Optical authentication of nano-scale artifacts using their interference images under white light illumination

In the age of the Internet of Things, physical security framework of edge devices connected to the Internet is essential. Accordingly, higher security and higher authenticity are strongly required to prevent unauthorized invasion via irregular devices. On the other hand, artifacts comprising nano-scale structures that are smaller than the fabrication resolutions of general technologies are technically difficult to duplicate. Thus, the addition of such artifacts to each edge device or its components can be considered to ensure security and authenticity because the nano-scale artifact metrics are self-defined based on their higher clone resistance. However, reading out and evaluating physical identities of such artifacts requires the use of advanced setups and techniques. Therefore, they are not preferred in widespread practical applications. In this study, we propose and demonstrate an optical approach as another readout method for nano-scale physical identity based on a simpler setup and technology. Furthermore, the performance of experimental authentication using the identity of nano-scale artifacts was quantitatively verified. Our experimental setup operates by following a white light interferometry sensing. Generally, white light interferometry aids in obtaining numerous interference images by changing the distance between the target and the detection setup precisely to reconstruct a height distribution image with nano-scale resolution. However, in our application, reconstruction of the height distribution image is not necessarily required, while a single interference image is expected to be defined as identity of the target artifact.
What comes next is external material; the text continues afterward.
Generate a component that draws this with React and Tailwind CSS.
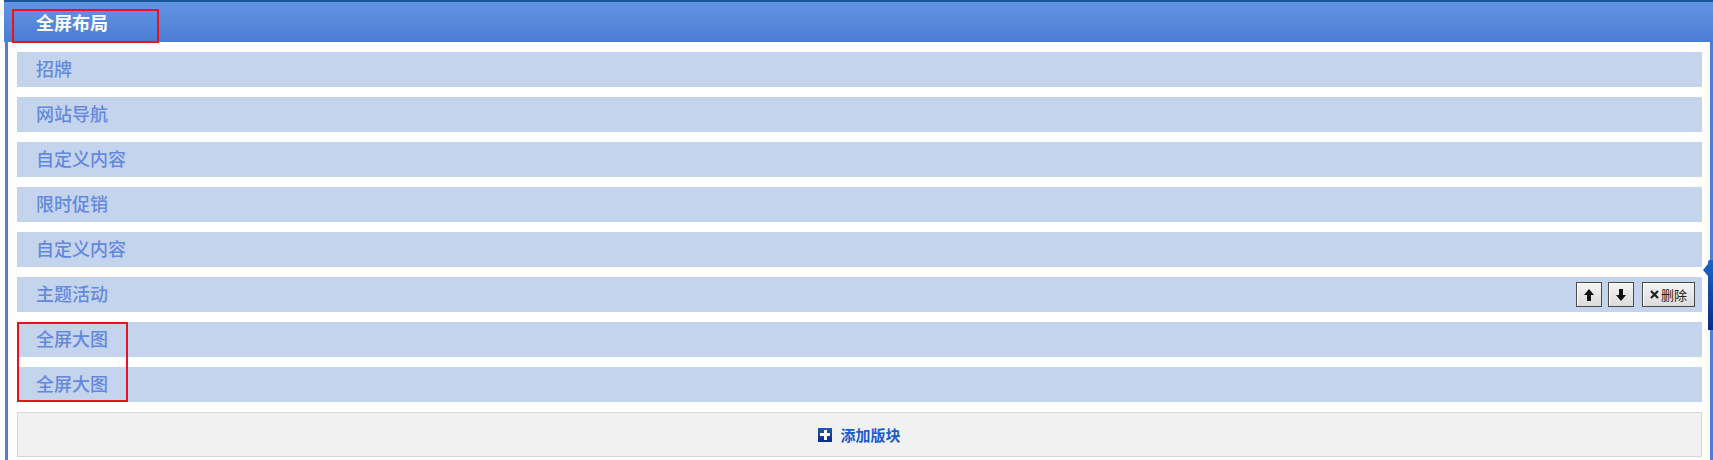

Subsequently, certain interference images were used to calculate the false match and non-match rates to qualitatively evaluate the authentication performance of the proposed method. Furthermore, the dependence of the performance on the spatial resolution and corresponding data size of the interference images was experimentally investigated. The results of these experiments pave the way for a practical and reliable method for the physical security of nano-scale artifacts based on general optical technology.